The comparison with RCB, Sunrisers’ opponents on Sunday, is clear. Virat Kohli is another member of the Fab Four, another man retained on huge money after middling recent returns, and another man whose lack of attacking intent – or relative inability to attack – in the Powerplay and early middle overs has significantly hamstrung the batting order. Even as the runs have returned in the last two matches, his effect on the line-up has worsened: a match-losing half-century against Gujarat Titans was followed up by 30 (33) against Chennai Super Kings, an innings saved from a similar fate by Dinesh Karthik and a poor CSK batting effort. Kohli’s negative effect on the actual XI is less than Williamson’s by virtue of being a domestic player, but it’s not hard to see the likeness.

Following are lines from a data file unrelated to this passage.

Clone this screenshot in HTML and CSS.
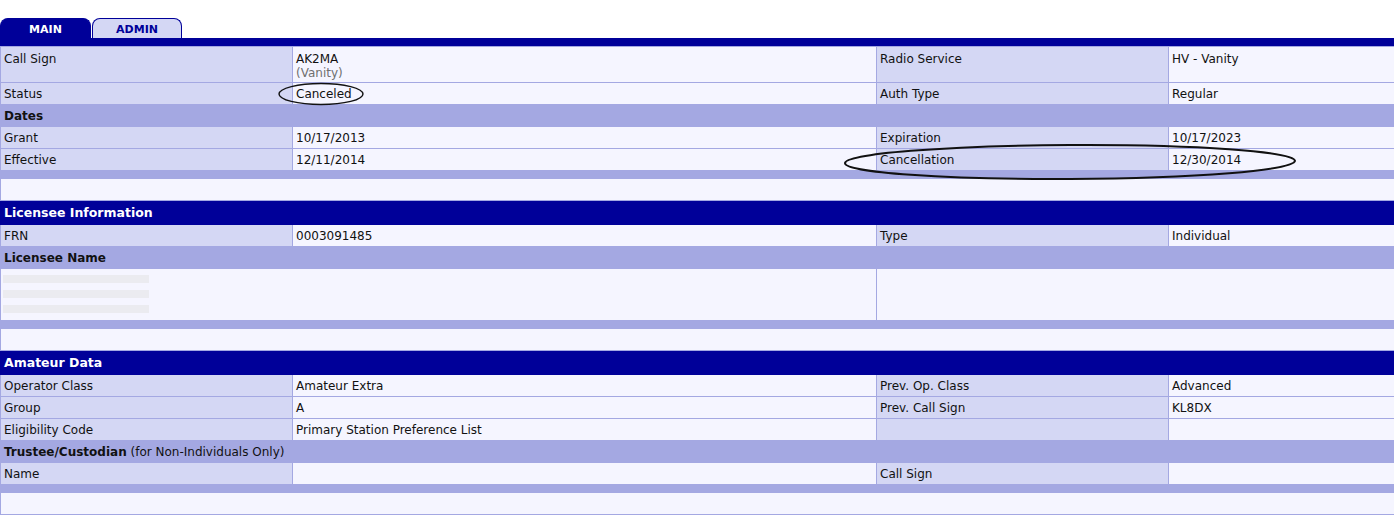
FILE: index.html
```html
<!DOCTYPE html>
<html>
<head>
<meta charset="utf-8">
<link rel="stylesheet" href="styles.css">
</head>
<body>
<div class="page">
  <div class="tabs">
    <div class="tab tab-active">MAIN</div>
    <div class="tab tab-idle">ADMIN</div>
  </div>
  <div class="topbar"></div>
  <table class="lic">
    <colgroup>
      <col class="c1"><col class="c2"><col class="c3"><col class="c4">
    </colgroup>
    <tr>
      <td class="lab tall">Call Sign</td>
      <td class="val tall">AK2MA<br><span class="sub">(Vanity)</span></td>
      <td class="lab tall">Radio Service</td>
      <td class="val tall">HV - Vanity</td>
    </tr>
    <tr>
      <td class="lab">Status</td><td class="val">Canceled</td>
      <td class="lab">Auth Type</td><td class="val">Regular</td>
    </tr>
    <tr><td class="med" colspan="4"><b>Dates</b></td></tr>
    <tr>
      <td class="lab">Grant</td><td class="val">10/17/2013</td>
      <td class="lab">Expiration</td><td class="val">10/17/2023</td>
    </tr>
    <tr>
      <td class="lab">Effective</td><td class="val">12/11/2014</td>
      <td class="lab">Cancellation</td><td class="val">12/30/2014</td>
    </tr>
    <tr><td class="strip" colspan="4"></td></tr>
    <tr><td class="blank" colspan="4"></td></tr>

    <tr><td class="dark" colspan="4">Licensee Information</td></tr>
    <tr>
      <td class="lab">FRN</td><td class="val">0003091485</td>
      <td class="lab">Type</td><td class="val">Individual</td>
    </tr>
    <tr><td class="med" colspan="4"><b>Licensee Name</b></td></tr>
    <tr>
      <td class="val namebox" colspan="2">
        <div class="redact"><span></span><span></span><span></span></div>
      </td>
      <td class="val namebox" colspan="2"></td>
    </tr>
    <tr><td class="strip" colspan="4"></td></tr>
    <tr><td class="blank" colspan="4"></td></tr>

    <tr><td class="dark" colspan="4">Amateur Data</td></tr>
    <tr>
      <td class="lab">Operator Class</td><td class="val">Amateur Extra</td>
      <td class="lab">Prev. Op. Class</td><td class="val">Advanced</td>
    </tr>
    <tr>
      <td class="lab">Group</td><td class="val">A</td>
      <td class="lab">Prev. Call Sign</td><td class="val">KL8DX</td>
    </tr>
    <tr>
      <td class="lab">Eligibility Code</td><td class="val">Primary Station Preference List</td>
      <td class="lab"></td><td class="val"></td>
    </tr>
    <tr><td class="med" colspan="4"><b>Trustee/Custodian</b> (for Non-Individuals Only)</td></tr>
    <tr>
      <td class="lab">Name</td><td class="val"></td>
      <td class="lab">Call Sign</td><td class="val"></td>
    </tr>
    <tr><td class="strip" colspan="4"></td></tr>
    <tr><td class="blank" colspan="4"></td></tr>
  </table>

  <svg class="marks" width="1394" height="531" viewBox="0 0 1394 531">
    <ellipse cx="321" cy="94" rx="42" ry="10.5" fill="none" stroke="#111" stroke-width="1.4"/>
    <ellipse cx="1070" cy="162" rx="225" ry="17" fill="none" stroke="#111" stroke-width="2" transform="rotate(-0.3 1070 162)"/>
  </svg>
</div>
</body>
</html>
```
FILE: styles.css
```css
html, body {
  margin: 0;
  padding: 0;
  background: #ffffff;
}
.page {
  position: relative;
  width: 1394px;
  padding-top: 18px;
  font-family: "DejaVu Sans", Verdana, sans-serif;
  font-size: 12px;
  color: #111;
}
.tabs {
  display: flex;
  gap: 1px;
  height: 20px;
}
.tab {
  width: 88px;
  height: 19px;
  border-radius: 8px 8px 0 0;
  font-weight: bold;
  font-size: 11px;
  line-height: 22px;
  text-align: center;
  border: 1px solid #000099;
  border-bottom: none;
}
.tab-active {
  background: #000099;
  color: #ffffff;
  width: 89px;
}
.tab-idle {
  background: #d4d7f4;
  color: #000099;
}
.topbar {
  height: 8px;
  background: #000099;
}
.lic {
  width: 1394px;
  border-collapse: collapse;
  table-layout: fixed;
}
.c1 { width: 292px; }
.c2 { width: 584px; }
.c3 { width: 292px; }
.c4 { width: 226px; }
.lic td {
  border: 1px solid #a4a8e2;
  padding: 4px 3px 2px 3px;
  height: 15px;
  line-height: 15px;
  vertical-align: top;
}
.lic td.lab { background: #d4d7f4; }
.lic td.val { background: #f5f5ff; }
.lic td.tall { height: 29px; line-height: 14px; padding-top: 5px; padding-bottom: 1px; }
.sub { color: #707070; }
.lic td.med {
  background: #a4a8e2;
  border-color: #a4a8e2;
  color: #111;
}
.lic td.dark {
  background: #000099;
  border-color: #000099;
  color: #ffffff;
  font-weight: bold;
  font-size: 12.5px;
  height: 17px;
  line-height: 17px;
  padding-top: 3px;
  padding-bottom: 3px;
}
.lic td.strip {
  background: #a4a8e2;
  border-color: #a4a8e2;
  height: 7px;
  padding: 0;
}
.lic td.blank {
  background: #f5f5ff;
  height: 15px;
}
.lic td.namebox {
  height: 45px;
  padding: 6px 2px 0 2px;
}
.redact {
  display: flex;
  flex-direction: column;
  gap: 7px;
  width: 146px;
}
.redact span {
  display: block;
  height: 8px;
  background: #ebebf0;
}
.marks {
  position: absolute;
  left: 0;
  top: 0;
  pointer-events: none;
}
```
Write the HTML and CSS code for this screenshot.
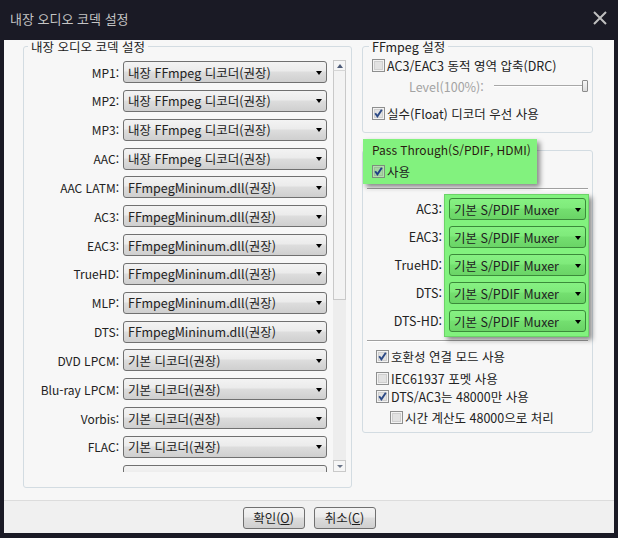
FILE: index.html
```html
<!DOCTYPE html>
<html lang="ko">
<head>
<meta charset="utf-8">
<title>내장 오디오 코덱 설정</title>
<link rel="stylesheet" href="styles.css">
</head>
<body>
<div class="window">
  <div class="titlebar">
    <span class="title">내장 오디오 코덱 설정</span>
    <svg class="close" width="14" height="14" viewBox="0 0 14 14"><path d="M1 1L13 13M13 1L1 13" stroke="#bfbfbf" stroke-width="2" fill="none"/></svg>
  </div>
  <div class="client">
    <div class="content">
      <div class="group codecs">
        <div class="group-title">내장 오디오 코덱 설정</div>
        <div class="codec-area">
          <div class="viewport">
            <div class="row"><span class="lbl">MP1:</span><div class="combo">내장 FFmpeg 디코더(권장)</div></div>
            <div class="row"><span class="lbl">MP2:</span><div class="combo">내장 FFmpeg 디코더(권장)</div></div>
            <div class="row"><span class="lbl">MP3:</span><div class="combo">내장 FFmpeg 디코더(권장)</div></div>
            <div class="row"><span class="lbl">AAC:</span><div class="combo">내장 FFmpeg 디코더(권장)</div></div>
            <div class="row"><span class="lbl">AAC LATM:</span><div class="combo">FFmpegMininum.dll(권장)</div></div>
            <div class="row"><span class="lbl">AC3:</span><div class="combo">FFmpegMininum.dll(권장)</div></div>
            <div class="row"><span class="lbl">EAC3:</span><div class="combo">FFmpegMininum.dll(권장)</div></div>
            <div class="row"><span class="lbl">TrueHD:</span><div class="combo">FFmpegMininum.dll(권장)</div></div>
            <div class="row"><span class="lbl">MLP:</span><div class="combo">FFmpegMininum.dll(권장)</div></div>
            <div class="row"><span class="lbl">DTS:</span><div class="combo">FFmpegMininum.dll(권장)</div></div>
            <div class="row"><span class="lbl">DVD LPCM:</span><div class="combo">기본 디코더(권장)</div></div>
            <div class="row"><span class="lbl">Blu-ray LPCM:</span><div class="combo">기본 디코더(권장)</div></div>
            <div class="row"><span class="lbl">Vorbis:</span><div class="combo">기본 디코더(권장)</div></div>
            <div class="row"><span class="lbl">FLAC:</span><div class="combo">기본 디코더(권장)</div></div>
            <div class="row"><span class="lbl"></span><div class="combo"></div></div>
          </div>
          <div class="scrollbar">
            <div class="sb-btn up"></div>
            <div class="sb-thumb"></div>
            <div class="sb-track"></div>
            <div class="sb-btn down"></div>
          </div>
        </div>
      </div>

      <div class="right">
        <div class="group ffmpeg">
          <div class="group-title">FFmpeg 설정</div>
          <div class="chk-row r1">
            <svg class="cb" width="13" height="13" viewBox="0 0 13 13"><rect x="0.5" y="0.5" width="12" height="12" fill="#f3f3f3" stroke="#8e8f8f"/><rect x="2.5" y="2.5" width="8" height="8" fill="#e2e2e2" stroke="#cfcfcf"/></svg>
            <span>AC3/EAC3 동적 영역 압축(DRC)</span>
          </div>
          <div class="level-row">
            <span class="disabled">Level(100%):</span>
            <div class="slider"><div class="track"></div><div class="thumb"></div></div>
          </div>
          <div class="chk-row r3">
            <svg class="cb" width="13" height="13" viewBox="0 0 13 13"><rect x="0.5" y="0.5" width="12" height="12" fill="#f3f3f3" stroke="#8e8f8f"/><rect x="2.5" y="2.5" width="8" height="8" fill="#e2e2e2" stroke="#cfcfcf"/><path d="M3.2 6.3L5.4 9.3L9.8 2.8" stroke="#2c4a86" stroke-width="1.9" fill="none"/></svg>
            <span>실수(Float) 디코더 우선 사용</span>
          </div>
        </div>

        <div class="group pt">
          <div class="pt-head">
            <div class="pt-title">Pass Through(S/PDIF, HDMI)</div>
            <div class="chk-row pt-use">
              <svg class="cb" width="13" height="13" viewBox="0 0 13 13"><rect x="0.5" y="0.5" width="12" height="12" fill="#b4dcb0" stroke="#7d8f7d"/><rect x="2.5" y="2.5" width="8" height="8" fill="#a6d4a2" stroke="#98c494"/><path d="M3.2 6.3L5.4 9.3L9.8 2.8" stroke="#1f3f86" stroke-width="1.9" fill="none"/></svg>
              <span>사용</span>
            </div>
          </div>
          <div class="sep"></div>
          <div class="pt-grid">
            <div class="pt-labels">
              <span>AC3:</span><span>EAC3:</span><span>TrueHD:</span><span>DTS:</span><span>DTS-HD:</span>
            </div>
            <div class="pt-box">
              <div class="combo green">기본 S/PDIF Muxer</div>
              <div class="combo green">기본 S/PDIF Muxer</div>
              <div class="combo green">기본 S/PDIF Muxer</div>
              <div class="combo green">기본 S/PDIF Muxer</div>
              <div class="combo green">기본 S/PDIF Muxer</div>
            </div>
          </div>
          <div class="sep sep2"></div>
          <div class="chk-row b1">
            <svg class="cb" width="13" height="13" viewBox="0 0 13 13"><rect x="0.5" y="0.5" width="12" height="12" fill="#f3f3f3" stroke="#8e8f8f"/><rect x="2.5" y="2.5" width="8" height="8" fill="#e2e2e2" stroke="#cfcfcf"/><path d="M3.2 6.3L5.4 9.3L9.8 2.8" stroke="#2c4a86" stroke-width="1.9" fill="none"/></svg>
            <span>호환성 연결 모드 사용</span>
          </div>
          <div class="chk-row b2">
            <svg class="cb" width="13" height="13" viewBox="0 0 13 13"><rect x="0.5" y="0.5" width="12" height="12" fill="#f3f3f3" stroke="#8e8f8f"/><rect x="2.5" y="2.5" width="8" height="8" fill="#e2e2e2" stroke="#cfcfcf"/></svg>
            <span>IEC61937 포멧 사용</span>
          </div>
          <div class="chk-row b3">
            <svg class="cb" width="13" height="13" viewBox="0 0 13 13"><rect x="0.5" y="0.5" width="12" height="12" fill="#f3f3f3" stroke="#8e8f8f"/><rect x="2.5" y="2.5" width="8" height="8" fill="#e2e2e2" stroke="#cfcfcf"/><path d="M3.2 6.3L5.4 9.3L9.8 2.8" stroke="#2c4a86" stroke-width="1.9" fill="none"/></svg>
            <span>DTS/AC3는 48000만 사용</span>
          </div>
          <div class="chk-row b4">
            <svg class="cb" width="13" height="13" viewBox="0 0 13 13"><rect x="0.5" y="0.5" width="12" height="12" fill="#f3f3f3" stroke="#8e8f8f"/><rect x="2.5" y="2.5" width="8" height="8" fill="#e2e2e2" stroke="#cfcfcf"/></svg>
            <span>시간 계산도 48000으로 처리</span>
          </div>
        </div>
      </div>
    </div>
    <div class="buttonbar">
      <button class="btn">확인(<u>O</u>)</button>
      <button class="btn">취소(<u>C</u>)</button>
    </div>
  </div>
</div>
</body>
</html>
```

FILE: styles.css
```css
* { box-sizing: border-box; }

html, body {
  margin: 0;
  padding: 0;
  background: #1a1a25;
}

body {
  font-family: "Noto Sans CJK KR", "Noto Sans", sans-serif;
  font-size: 12px;
  color: #222222;
}

.window {
  width: 618px;
  height: 538px;
  display: flex;
  flex-direction: column;
  padding: 0 4px 5px 4px;
  background: #1a1a25;
}

.titlebar {
  height: 40px;
  flex-shrink: 0;
  display: flex;
  align-items: center;
  justify-content: space-between;
  padding: 0 7px 4px 6px;
  color: #c4c4c4;
  font-size: 13px;
}

.close { display: block; }

.client {
  flex: 1;
  display: flex;
  flex-direction: column;
  background: #f7f7f7;
  min-height: 0;
}

.content {
  flex: 1;
  display: flex;
  align-items: flex-start;
  padding-left: 19px;
  padding-top: 6px;
  min-height: 0;
}

.group {
  border: 1px solid #d3dce2;
  border-radius: 3px;
}

.group-title {
  width: fit-content;
  height: 10px;
  line-height: 10px;
  margin: -5px 0 0 4px;
  padding: 0 3px;
  background: #f7f7f7;
  font-size: 12.5px;
  white-space: nowrap;
}

/* left group */
.codecs {
  width: 329px;
  height: 442px;
  padding: 0 4px 0 0;
}

.codec-area {
  display: flex;
  align-items: flex-start;
  margin-top: 6px;
}

.viewport {
  width: 305px;
  height: 414px;
  overflow: hidden;
  padding-top: 3px;
  display: flex;
  flex-direction: column;
  gap: 6.85px;
}

.row {
  flex-shrink: 0;
  display: grid;
  grid-template-columns: 95px 204px;
  column-gap: 4px;
  align-items: center;
}

.lbl {
  text-align: right;
  white-space: nowrap;
}

.combo {
  height: 22px;
  border: 1px solid #707070;
  border-radius: 3px;
  background: linear-gradient(#f3f3f3 0%, #ebebeb 45%, #dddddd 50%, #cfcfcf 100%);
  display: flex;
  align-items: center;
  justify-content: space-between;
  padding: 0 4px 0 4px;
  white-space: nowrap;
  font-size: 12.5px;
}

.combo::after {
  content: "";
  width: 0;
  height: 0;
  margin-left: auto;
  border-left: 3.5px solid transparent;
  border-right: 3.5px solid transparent;
  border-top: 4px solid #000;
  margin-top: 1px;
}

.scrollbar {
  width: 13px;
  height: 412px;
  margin-top: 2px;
  margin-left: 4px;
  display: flex;
  flex-direction: column;
  background: #eeeeee;
}

.sb-btn {
  height: 12px;
  border: 1px solid #c9c9c9;
  background: #f6f6f6;
  display: flex;
  align-items: center;
  justify-content: center;
}

.sb-btn.up { height: 11px; border-bottom-color: #d6d6d6; }

.sb-btn.up::after {
  content: "";
  border-left: 3.5px solid transparent;
  border-right: 3.5px solid transparent;
  border-bottom: 4px solid #4d5b78;
}

.sb-btn.down::after {
  content: "";
  border-left: 3px solid transparent;
  border-right: 3px solid transparent;
  border-top: 3px solid #6a7488;
}

.sb-thumb {
  height: 229px;
  border: 1px solid #c9c9c9;
  border-top: none;
  background: #f3f3f3;
}

.sb-track {
  flex: 1;
  background: #ededed;
}

/* right column */
.right {
  width: 231px;
  margin-left: 10px;
  display: flex;
  flex-direction: column;
}

.ffmpeg {
  height: 87px;
  padding: 0 0 0 9px;
}

.ffmpeg .group-title {
  margin-left: -3px;
}

.chk-row {
  height: 18px;
  display: flex;
  align-items: center;
  gap: 2px;
  white-space: nowrap;
  font-size: 12.5px;
}

.cb { display: block; flex-shrink: 0; }

.ffmpeg .r1 { margin-top: 4px; }
.ffmpeg .r3 { margin-top: 9px; }

.level-row {
  height: 18px;
  margin-top: 3px;
  padding-left: 37px;
  display: flex;
  align-items: center;
  font-size: 12.5px;
}

.disabled { color: #a3a3a3; }

.slider {
  width: 94px;
  margin-left: 10px;
  height: 12px;
  display: flex;
  align-items: center;
}

.track {
  flex: 1;
  height: 2px;
  border-top: 1px solid #a8a8a8;
  border-bottom: 1px solid #ffffff;
  background: #d8d8d8;
}

.thumb {
  width: 6px;
  height: 12px;
  border: 1px solid #8c8c8c;
  border-radius: 1px;
  background: linear-gradient(#f6f6f6, #dcdcdc);
  margin-left: -4px;
}

/* pass through */
.pt {
  margin-top: 17px;
  height: 283px;
}

.pt-head {
  width: 174px;
  height: 45px;
  margin-top: -12px;
  background: #82f27e;
  box-shadow: 3px 3px 5px rgba(0, 0, 0, 0.45);
  padding: 3px 0 0 9px;
  position: relative;
}

.pt-title {
  line-height: 16px;
  font-size: 12px;
  color: #2a1a10;
  white-space: nowrap;
}

.pt-use { margin-top: 4px; }

.sep {
  height: 2px;
  margin: 4px 4px 0 4px;
  border-top: 1px solid #a0a0a0;
  border-bottom: 1px solid #ffffff;
}

.pt-grid {
  display: flex;
  margin-top: 4px;
}

.pt-labels {
  width: 79px;
  margin-right: 2px;
  padding-top: 4px;
  display: flex;
  flex-direction: column;
  gap: 6px;
  text-align: right;
  font-size: 12.5px;
}

.pt-labels span {
  height: 22px;
  line-height: 22px;
}

.pt-box {
  width: 145px;
  height: 143px;
  background: #82f27e;
  border: 1px solid #6cd468;
  box-shadow: 3px 3px 5px rgba(0, 0, 0, 0.45);
  padding: 3px 2px 0 4px;
  display: flex;
  flex-direction: column;
  gap: 6px;
}

.combo.green {
  border-color: #3b8a3a;
  background: linear-gradient(#86f182 0%, #7fea7b 45%, #74df70 50%, #6ad466 100%);
  padding-left: 4px;
}

.sep2 { margin-top: 3px; }

.pt .b1 { margin-top: 5px; padding-left: 13px; }
.pt .b2 { margin-top: 4px; padding-left: 13px; }
.pt .b3 { margin-top: 0; padding-left: 13px; }
.pt .b4 { margin-top: 3px; padding-left: 27px; }

/* button bar */
.buttonbar {
  height: 33px;
  flex-shrink: 0;
  border-top: 1px solid #dcdcdc;
  background: #f0f0f0;
  display: flex;
  justify-content: center;
  gap: 9px;
  padding-top: 6px;
}

.btn {
  width: 62px;
  height: 22px;
  border: 1px solid #707070;
  border-radius: 3px;
  background: linear-gradient(#f3f3f3 0%, #ebebeb 45%, #dddddd 50%, #cfcfcf 100%);
  font-family: "Noto Sans CJK KR", "Noto Sans", sans-serif;
  font-size: 12.5px;
  color: #1e1e1e;
  padding: 0;
  line-height: 18px;
}

.btn u { text-decoration: underline; text-underline-offset: 1px; }
```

Similarly, the reason people keep faith and believe in both players is almost identical. Aside from the dried out trust in reversion to the mean – a suit and tie on the idea of being “due a score” – there is clearly something in these two players that elevates their reputations above the role players who surround them, be it a technical base, muscle-memory greatness, an indefinable aura. Streaks of good form and perfect usage can bring about excellent results but broadly, that trust in these sorts of players is misplaced.

From here, who knows. Williamson’s attacking intent can improve with a blend of tactical tweaks and individual responsibility, but it doesn’t mean that his form will follow. If Williamson’s form doesn’t improve, then judgement of his performances is entirely subsumed into that of the team; make the play-offs and his inspirational captaincy brought together a rag tag group, but fail and his output is unacceptable for a 14cr player of his experience. The latter would put Moody et al in a tricky situation, particularly with Nicholas Pooran’s ascension to the West Indies white-ball captaincy. Suddenly, there are alternatives.

Yet clearly, the best scenario for both sides is that Williamson improves. There is no chance that any other franchise would be willing to sign him at his current price, perhaps even at all; releasing their captain would be an enormous climb down for the SRH brains trust. There is a genuine connection between Williamson and this side, this set-up, and for a franchise at the unfashionable end of the spectrum, that’s valuable. This is a mutually ideal relationship where, in the words of the poet Crispin Best, ‘they like each other, and vice versa’. That reciprocal trust might have led SRH to make some less than optimal decisions with their recruitment, but it might also offer Williamson the time he needs to recover his form and deliver.

For all the analysis, data, and cold hard facts – what price loyalty?